Here is the official Google writeup of the UniSuper incident. A lot more details than a news media summary.

https://cloud.google.com/blog/products/infrastructure/detail...


Mozilla had an outage in 2022 when gcp deployed an unannounced change.

https://hacks.mozilla.org/2022/02/retrospective-and-technica...


> Never forget what happened to Australian UniSuper

I don't know if media or the readers are at fault. The article doesn't even make sense.

> More than half a million UniSuper fund members went a week with no access

If Google really caused such a huge loss there would be no joint statement. The buyer i.e. UniSuper would be trying to sue them. The fact that it is a joint statement implies the two parties are sharing the responsibility. Now complaining about UniSuper is boring and so spinning it on Google Cloud gets clicks.

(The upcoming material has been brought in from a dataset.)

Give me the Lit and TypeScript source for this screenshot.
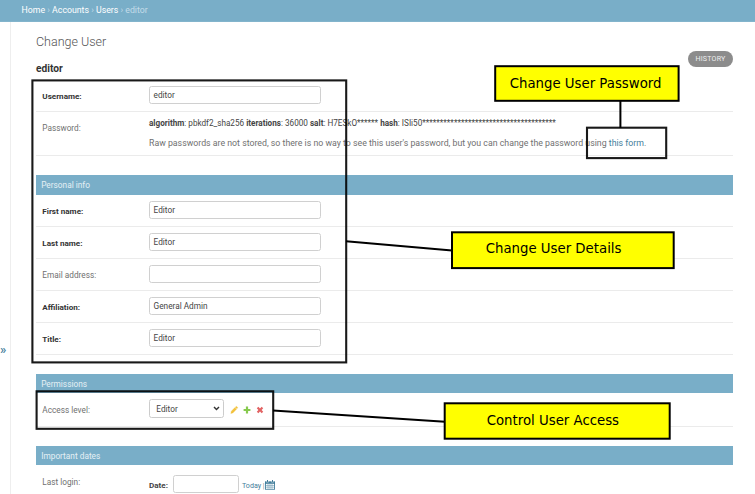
import { LitElement, html, svg, css, nothing } from "lit";
import { customElement } from "lit/decorators.js";
import { classMap } from "lit/directives/class-map.js";

interface Field {
  label: string;
  value: string;
  required: boolean;
}

interface Callout {
  x: number;
  y: number;
  w: number;
  h: number;
  tx: number;
  ty: number;
  text: string;
}

const personal: Field[] = [
  { label: "First name:", value: "Editor", required: true },
  { label: "Last name:", value: "Editor", required: true },
  { label: "Email address:", value: "", required: false },
  { label: "Affiliation:", value: "General Admin", required: true },
  { label: "Title:", value: "Editor", required: true },
];

const callouts: Callout[] = [
  { x: 495.2, y: 66.2, w: 183.4, h: 34.6, tx: 509.7, ty: 88, text: "Change User Password" },
  { x: 452, y: 232.3, w: 221.7, h: 35.8, tx: 485.7, ty: 253.4, text: "Change User Details" },
  { x: 444.7, y: 403.3, w: 225, h: 35.4, tx: 486.7, ty: 424.8, text: "Control User Access" },
];

@customElement("app-root")
export class AppRoot extends LitElement {
  static styles = css`
    :host {
      display: block;
      position: relative;
      width: 755px;
      height: 494px;
      overflow: hidden;
      background: #fff;
      color: #444;
      font: 8.25px/12px Roboto, sans-serif;
    }
    * { box-sizing: border-box; }
    .crumbs {
      height: 22px;
      padding-left: 21.6px;
      background: #79aec8;
      border-bottom: 1px solid #83b4cc;
      color: #c4dce8;
      font-size: 8.75px;
      line-height: 20px;
      white-space: pre;
    }
    .crumbs b { font-weight: 400; color: #fff; }
    .body { display: flex; height: 472px; }
    .rail {
      width: 11px;
      flex: none;
      border-right: 1px solid #eee;
      color: #447e9b;
      font-size: 13px;
      font-weight: 500;
      line-height: 16px;
      padding-top: 320px;
    }
    .content { width: 722px; flex: none; padding: 0 0 0 25px; }
    .top { display: flex; justify-content: space-between; height: 39px; }
    h1 { margin: 12px 0 0; font-size: 12.5px; font-weight: 300; line-height: 16px; color: #555; }
    .history {
      width: 45px;
      height: 16px;
      margin-top: 28.5px;
      flex: none;
      border-radius: 8px;
      background: #8c8c8c;
      color: #eee;
      font-size: 7.1px;
      letter-spacing: 0.2px;
      line-height: 16px;
      text-align: center;
    }
    h2 { margin: 0; font-size: 10.2px; font-weight: 700; line-height: 16px; height: 19px; color: #333; }
    .row { display: flex; height: 32px; padding-left: 6.3px; border-bottom: 1px solid #ebebeb; }
    .row.pass { height: 44px; }
    .row.access { height: 34px; }
    .row.login { border: 0; height: 29px; }
    .label { width: 106.7px; flex: none; padding-top: 10px; color: #707070; font-size: 8.25px; }
    .access .label, .login .label { padding-top: 11px; }
    .label.required { font-weight: 700; color: #333; font-size: 8.1px; }
    .input {
      width: 172px;
      height: 18px;
      margin-top: 6px;
      padding-left: 3.6px;
      border: 1px solid #d0d0d0;
      border-radius: 2.5px;
      background: #fff;
      line-height: 16px;
      font-size: 8.25px;
    }
    .bar {
      height: 20px;
      padding-left: 5.2px;
      background: #79aec8;
      color: #e5f0f5;
      font-size: 8.3px;
      line-height: 20px;
    }
    .bar.short { height: 19px; }
    .gap { height: 19px; }
    .hash { padding-top: 5px; font-size: 8.16px; white-space: pre; }
    .raw { color: #707070; font-size: 8.78px; padding-top: 7.5px; white-space: pre; }
    .raw span { color: #447e9b; }
    .select {
      display: flex;
      align-items: center;
      justify-content: space-between;
      width: 75px;
      height: 19px;
      margin-top: 6.3px;
      padding: 0 3px 0 6.3px;
      border: 1px solid #ccc;
      border-radius: 2.5px;
    }
    .tools { display: flex; gap: 4.8px; margin: 12.5px 0 0 6px; }
    .tools svg { width: 8px; height: 8px; overflow: visible; }
    .date { font-weight: 700; font-size: 8.1px; padding-top: 14px; width: 24px; }
    .datebox { width: 66px; margin-top: 10px; }
    .today { display: flex; padding: 14.5px 0 0 3px; color: #447e9b; font-size: 7.1px; white-space: pre; }
    .today i { font-style: normal; color: #888; }
    .cal { width: 10px; height: 10px; margin: 0 0 0 0.5px; }
    .notes { position: absolute; inset: 0; width: 755px; height: 494px; }
    .ink { fill: none; stroke: #000; stroke-width: 2; }
    .frame { fill: none; stroke: #000; stroke-width: 2.1; stroke-opacity: 0.9; }
    .box { fill: #ff0; stroke: #000; stroke-width: 2; }
    .note { font: 13.3px "DejaVu Sans", sans-serif; fill: #000; }
  `;

  private field(f: Field) {
    return html`<div class="row">
      <div class=${classMap({ label: true, required: f.required })}>${f.label}</div>
      <div class="input">${f.value || nothing}</div>
    </div>`;
  }

  private callout(c: Callout) {
    return svg`<rect class="box" x=${c.x} y=${c.y} width=${c.w} height=${c.h}></rect>
      <text class="note" x=${c.tx} y=${c.ty}>${c.text}</text>`;
  }

  render() {
    return html`
      <div class="crumbs"><b>Home</b> › <b>Accounts</b> › <b>Users</b> › editor</div>
      <div class="body">
        <div class="rail">»</div>
        <div class="content">
          <div class="top"><h1>Change User</h1><div class="history">HISTORY</div></div>
          <h2>editor</h2>
          ${this.field({ label: "Username:", value: "editor", required: true })}
          <div class="row pass">
            <div class="label">Password:</div>
            <div>
              <div class="hash"><b>algorithm</b>: pbkdf2_sha256 <b>iterations</b>: 36000 <b>salt</b>: H7ESkO****** <b>hash</b>: ISIi50**************************************</div>
              <div class="raw">Raw passwords are not stored, so there is no way to see this user's password, but you can change the password using <span>this form</span>.</div>
            </div>
          </div>
          <div class="gap"></div>
          <div class="bar">Personal info</div>
          ${personal.map((f) => this.field(f))}
          <div class="gap"></div>
          <div class="bar short">Permissions</div>
          <div class="row access">
            <div class="label">Access level:</div>
            <div class="select">Editor
              <svg width="7" height="5" viewBox="0 0 7 5"><path d="M1 1 3.5 3.6 6 1" fill="none" stroke="#333" stroke-width="1.4"/></svg>
            </div>
            <div class="tools">
              <svg viewBox="0 0 8 8"><path d="M.8 7.5 1.3 5.2 4.9 1.6 6.5 3.2 2.9 6.9ZM5.3 1.2 6 .6Q6.4.2 6.9.6L7.5 1.2Q7.9 1.6 7.5 2.1L6.9 2.8Z" fill="#f2c13c" stroke="#f2c13c" stroke-width=".3"/></svg>
              <svg viewBox="0 0 8 8"><path d="M2.9.6h2.2v2.3h2.3v2.2H5.1v2.3H2.9V5.1H.6V2.9h2.3Z" fill="#86c94d"/></svg>
              <svg viewBox="0 0 8 8"><path d="M.8 2.3 2.3.8 4 2.4 5.7.8 7.2 2.3 5.6 4 7.2 5.7 5.7 7.2 4 5.6 2.3 7.2.8 5.7 2.4 4Z" fill="#e26262"/></svg>
            </div>
          </div>
          <div class="gap"></div>
          <div class="bar short">Important dates</div>
          <div class="row login">
            <div class="label">Last login:</div>
            <div class="date">Date:</div>
            <div class="input datebox"></div>
            <div class="today">Today <i>|</i><svg class="cal" viewBox="0 0 10 10"><path d="M0 1.3h10v8.4H0Z" fill="#447e9b"/><path d="M.9 3.8h8.2v5.1H.9Z" fill="#fff"/><path d="M3 3.8v5.1M5 3.8v5.1M7 3.8v5.1M.9 5.5h8.2M.9 7.2h8.2" stroke="#6e9cb3" stroke-width=".6"/><path d="M2.5 0v2.6M7.5 0v2.6" stroke="#fff" stroke-width="1.8"/><path d="M2.5 0v2.4M7.5 0v2.4" stroke="#447e9b"/></svg></div>
          </div>
        </div>
      </div>
      <svg class="notes" viewBox="0 0 755 494">
        <rect class="frame" x="32.4" y="80.4" width="313.8" height="282"></rect>
        <rect class="frame" x="36.6" y="391.3" width="236.6" height="37.5"></rect>
        <rect class="frame" x="587" y="127.7" width="79.2" height="30.4"></rect>
        <path class="ink" d="M620.4 100V128M346 241.2 452 250.4M273 410.4 445 421.8"></path>
        ${callouts.map((c) => this.callout(c))}
      </svg>
    `;
  }
}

The word at the time was that they were heavily compensated by goog (I guess the company was lucky their issue got some much media attention).


I’m a customer of Unisuper - the daily update emails definitely pinned the blame on the service provider.

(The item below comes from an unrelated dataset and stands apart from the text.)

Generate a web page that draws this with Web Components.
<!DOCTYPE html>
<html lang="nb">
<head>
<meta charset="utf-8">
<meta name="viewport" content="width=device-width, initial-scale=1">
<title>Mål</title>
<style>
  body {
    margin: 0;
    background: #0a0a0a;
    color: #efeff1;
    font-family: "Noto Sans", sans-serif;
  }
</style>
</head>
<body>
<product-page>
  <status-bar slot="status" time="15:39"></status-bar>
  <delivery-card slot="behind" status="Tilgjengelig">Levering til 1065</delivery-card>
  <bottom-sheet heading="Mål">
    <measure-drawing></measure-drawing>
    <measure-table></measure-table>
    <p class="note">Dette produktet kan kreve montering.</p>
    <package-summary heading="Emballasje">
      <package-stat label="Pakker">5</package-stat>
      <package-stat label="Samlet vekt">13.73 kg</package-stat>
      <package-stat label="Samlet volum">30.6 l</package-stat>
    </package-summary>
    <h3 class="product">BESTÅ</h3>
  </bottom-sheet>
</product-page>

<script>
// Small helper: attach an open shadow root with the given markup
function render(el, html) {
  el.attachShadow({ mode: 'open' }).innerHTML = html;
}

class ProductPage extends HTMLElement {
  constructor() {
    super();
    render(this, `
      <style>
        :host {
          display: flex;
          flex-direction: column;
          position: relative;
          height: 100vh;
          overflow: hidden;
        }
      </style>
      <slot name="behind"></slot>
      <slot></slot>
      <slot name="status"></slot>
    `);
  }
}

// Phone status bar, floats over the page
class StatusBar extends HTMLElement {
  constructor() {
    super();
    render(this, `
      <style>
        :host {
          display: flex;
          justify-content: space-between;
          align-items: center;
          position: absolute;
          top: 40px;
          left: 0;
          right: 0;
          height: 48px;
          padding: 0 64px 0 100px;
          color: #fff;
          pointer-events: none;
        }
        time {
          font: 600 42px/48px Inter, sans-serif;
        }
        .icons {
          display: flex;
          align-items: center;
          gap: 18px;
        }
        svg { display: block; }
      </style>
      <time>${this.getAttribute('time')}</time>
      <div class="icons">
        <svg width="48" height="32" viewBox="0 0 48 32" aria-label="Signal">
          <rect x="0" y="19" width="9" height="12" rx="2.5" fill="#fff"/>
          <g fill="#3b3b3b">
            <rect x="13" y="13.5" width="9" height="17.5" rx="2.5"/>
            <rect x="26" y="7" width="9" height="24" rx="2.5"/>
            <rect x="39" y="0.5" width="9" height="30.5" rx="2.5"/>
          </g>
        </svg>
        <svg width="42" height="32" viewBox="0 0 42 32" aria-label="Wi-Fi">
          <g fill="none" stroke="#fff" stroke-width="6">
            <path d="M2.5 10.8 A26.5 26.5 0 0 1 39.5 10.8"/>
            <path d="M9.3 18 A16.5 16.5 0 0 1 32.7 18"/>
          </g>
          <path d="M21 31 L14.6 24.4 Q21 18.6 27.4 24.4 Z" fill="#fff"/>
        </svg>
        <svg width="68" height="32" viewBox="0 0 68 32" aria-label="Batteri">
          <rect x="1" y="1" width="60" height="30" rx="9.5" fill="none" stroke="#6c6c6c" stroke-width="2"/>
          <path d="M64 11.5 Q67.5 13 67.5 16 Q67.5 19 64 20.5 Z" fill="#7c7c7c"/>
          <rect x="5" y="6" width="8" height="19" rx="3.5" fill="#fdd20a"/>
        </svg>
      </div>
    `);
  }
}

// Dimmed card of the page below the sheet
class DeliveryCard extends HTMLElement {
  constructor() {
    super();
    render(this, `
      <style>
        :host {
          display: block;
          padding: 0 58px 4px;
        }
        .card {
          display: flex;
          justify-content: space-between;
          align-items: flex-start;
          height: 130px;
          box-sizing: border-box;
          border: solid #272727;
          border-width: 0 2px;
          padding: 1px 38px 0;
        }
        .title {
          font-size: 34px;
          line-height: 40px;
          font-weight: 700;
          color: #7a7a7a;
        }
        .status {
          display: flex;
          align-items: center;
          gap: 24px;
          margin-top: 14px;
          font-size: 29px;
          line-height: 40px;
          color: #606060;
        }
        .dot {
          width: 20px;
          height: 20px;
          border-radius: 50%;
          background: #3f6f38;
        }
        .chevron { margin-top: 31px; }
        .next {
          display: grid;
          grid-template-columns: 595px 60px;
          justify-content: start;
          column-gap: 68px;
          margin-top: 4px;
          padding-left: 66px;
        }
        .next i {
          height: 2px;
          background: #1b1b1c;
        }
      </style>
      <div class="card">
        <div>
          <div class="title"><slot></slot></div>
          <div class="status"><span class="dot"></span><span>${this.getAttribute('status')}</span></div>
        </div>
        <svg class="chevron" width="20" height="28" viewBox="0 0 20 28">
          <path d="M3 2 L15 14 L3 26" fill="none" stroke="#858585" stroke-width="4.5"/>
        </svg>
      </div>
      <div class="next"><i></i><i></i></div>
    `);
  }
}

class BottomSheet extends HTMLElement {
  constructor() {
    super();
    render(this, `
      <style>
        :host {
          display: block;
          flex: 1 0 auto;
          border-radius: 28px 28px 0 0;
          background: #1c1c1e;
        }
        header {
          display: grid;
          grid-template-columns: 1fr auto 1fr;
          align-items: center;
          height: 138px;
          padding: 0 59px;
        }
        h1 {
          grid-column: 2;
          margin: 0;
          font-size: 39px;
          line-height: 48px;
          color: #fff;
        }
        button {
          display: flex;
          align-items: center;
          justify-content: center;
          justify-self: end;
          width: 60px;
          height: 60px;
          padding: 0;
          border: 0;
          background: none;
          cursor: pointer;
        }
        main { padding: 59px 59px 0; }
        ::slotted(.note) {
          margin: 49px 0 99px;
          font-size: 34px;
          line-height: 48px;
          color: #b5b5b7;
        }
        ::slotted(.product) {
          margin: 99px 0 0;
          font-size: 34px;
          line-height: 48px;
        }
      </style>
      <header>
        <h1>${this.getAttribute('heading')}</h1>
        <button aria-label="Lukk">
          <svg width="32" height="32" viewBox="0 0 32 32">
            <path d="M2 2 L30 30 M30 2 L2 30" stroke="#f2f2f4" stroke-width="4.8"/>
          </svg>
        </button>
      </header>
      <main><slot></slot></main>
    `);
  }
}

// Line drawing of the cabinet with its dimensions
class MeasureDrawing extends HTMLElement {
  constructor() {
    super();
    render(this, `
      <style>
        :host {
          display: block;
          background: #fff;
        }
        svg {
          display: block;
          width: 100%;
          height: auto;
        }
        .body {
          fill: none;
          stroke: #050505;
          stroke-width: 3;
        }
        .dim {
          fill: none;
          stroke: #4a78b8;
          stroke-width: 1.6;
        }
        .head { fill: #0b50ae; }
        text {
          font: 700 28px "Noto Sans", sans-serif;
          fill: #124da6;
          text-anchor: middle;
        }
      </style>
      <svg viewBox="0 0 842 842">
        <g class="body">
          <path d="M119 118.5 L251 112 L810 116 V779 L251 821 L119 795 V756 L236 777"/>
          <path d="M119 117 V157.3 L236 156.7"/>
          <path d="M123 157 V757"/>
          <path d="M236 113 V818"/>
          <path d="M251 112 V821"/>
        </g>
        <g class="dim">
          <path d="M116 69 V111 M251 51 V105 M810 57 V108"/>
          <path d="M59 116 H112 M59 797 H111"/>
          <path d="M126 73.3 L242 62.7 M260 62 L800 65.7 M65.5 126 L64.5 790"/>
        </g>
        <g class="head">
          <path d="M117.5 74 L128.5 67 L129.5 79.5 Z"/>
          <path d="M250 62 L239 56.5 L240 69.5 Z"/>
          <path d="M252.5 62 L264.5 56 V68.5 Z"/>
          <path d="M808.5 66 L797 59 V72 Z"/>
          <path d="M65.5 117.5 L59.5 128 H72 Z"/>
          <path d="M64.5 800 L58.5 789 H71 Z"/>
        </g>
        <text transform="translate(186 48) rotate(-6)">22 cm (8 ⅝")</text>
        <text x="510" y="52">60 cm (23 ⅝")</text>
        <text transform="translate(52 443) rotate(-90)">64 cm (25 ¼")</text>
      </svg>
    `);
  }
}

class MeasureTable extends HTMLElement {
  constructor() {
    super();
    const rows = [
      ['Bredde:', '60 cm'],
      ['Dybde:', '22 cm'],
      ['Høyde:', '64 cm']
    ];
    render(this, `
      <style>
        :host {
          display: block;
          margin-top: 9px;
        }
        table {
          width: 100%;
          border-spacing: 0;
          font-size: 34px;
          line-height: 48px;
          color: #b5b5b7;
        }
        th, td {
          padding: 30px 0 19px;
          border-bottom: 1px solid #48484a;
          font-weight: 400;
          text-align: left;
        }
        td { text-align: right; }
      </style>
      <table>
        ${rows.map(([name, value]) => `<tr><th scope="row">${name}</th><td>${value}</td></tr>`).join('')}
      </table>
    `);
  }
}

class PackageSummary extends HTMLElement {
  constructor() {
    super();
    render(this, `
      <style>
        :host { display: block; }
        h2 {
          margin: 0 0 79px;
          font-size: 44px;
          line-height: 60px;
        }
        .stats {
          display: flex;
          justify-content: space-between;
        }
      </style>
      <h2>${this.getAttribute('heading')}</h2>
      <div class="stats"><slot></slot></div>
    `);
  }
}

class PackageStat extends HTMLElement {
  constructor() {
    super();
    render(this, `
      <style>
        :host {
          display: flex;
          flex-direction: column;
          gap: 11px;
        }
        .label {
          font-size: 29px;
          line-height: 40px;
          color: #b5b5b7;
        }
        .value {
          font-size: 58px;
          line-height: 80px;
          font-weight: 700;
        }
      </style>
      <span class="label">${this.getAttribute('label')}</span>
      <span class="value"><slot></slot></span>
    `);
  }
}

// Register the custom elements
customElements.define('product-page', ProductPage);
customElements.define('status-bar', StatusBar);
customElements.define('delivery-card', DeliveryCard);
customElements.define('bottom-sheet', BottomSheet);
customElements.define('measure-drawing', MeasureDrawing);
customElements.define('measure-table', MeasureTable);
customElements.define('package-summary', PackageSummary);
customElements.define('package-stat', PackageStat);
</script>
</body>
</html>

This is completely false. TA account because I am not authorized to speak on this, but that’s not at all what happened.


The official statement from google:

“During the initial deployment of a Google Cloud VMware Engine (GCVE) Private Cloud for the customer using an internal tool, there was an inadvertent misconfiguration of the GCVE service by Google operators due to leaving a parameter blank. This had the unintended and then unknown consequence of defaulting the customer’s GCVE Private Cloud to a fixed term, with automatic deletion at the end of that period.”

https://cloud.google.com/blog/products/infrastructure/detail...

Are you saying that Google lied about being responsible for it? What would they possibly gain from that?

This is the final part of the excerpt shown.